The number of foreign visitors to the UK hit another record high in August, providing further evidence that the fall of the pound after last year's Brexit vote is helping the country's tourism industry.

Official industry data published on Friday (17 November) noted that the number of overseas residents coming to the country rose by 5% on annualised basis in August to 3.9 million; the highest number for the month of August on record, and the second highest for any calendar month.

Spending by visitors also spiked 3% year-on-year, with a total of £2.8bn spent on British shores; a record for any month.

In the year till date, the number of overseas visitors the UK rose by 8%, according to a preliminary assessment by the Office for National Statistics.

The pound fell sharply in the wake of the UK's decision to leave the European Union in June 2016, particularly against the dollar, sliding at one point to lows last seen in the 1980s, before mounting a recovery run.

Overall, the pound down by 15% on average against a range of currencies.

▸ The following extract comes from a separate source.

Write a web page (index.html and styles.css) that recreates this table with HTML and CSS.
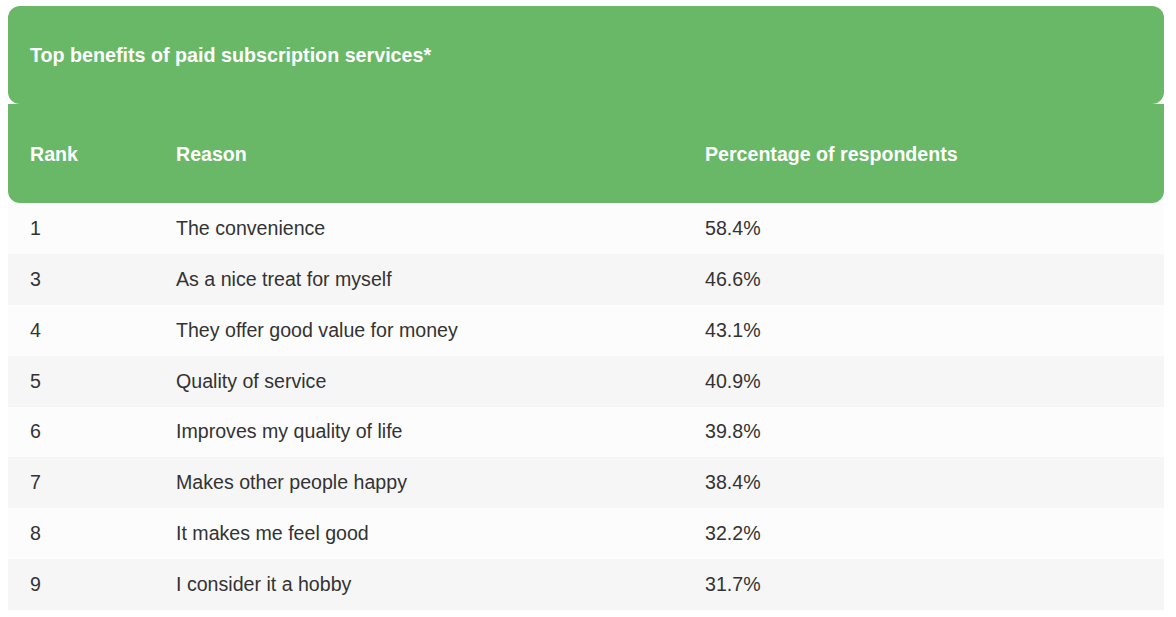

However, on the flipside, fewer Brits are opting to holiday abroad. The number of UK residents heading overseas for a holiday in August fell 3% on an annualised basis to 8.9 million. Nonetheless, those who did go, spent more; with the headline figure coming in at £6.2bn representing a rise of 1% year-on-year.

At 13:01pm GMT, the pound was relatively flat against the dollar changing hands at $1.3194, and down 0.24% versus the euro exchanging at €1.1184, as the end of volatile week approaches.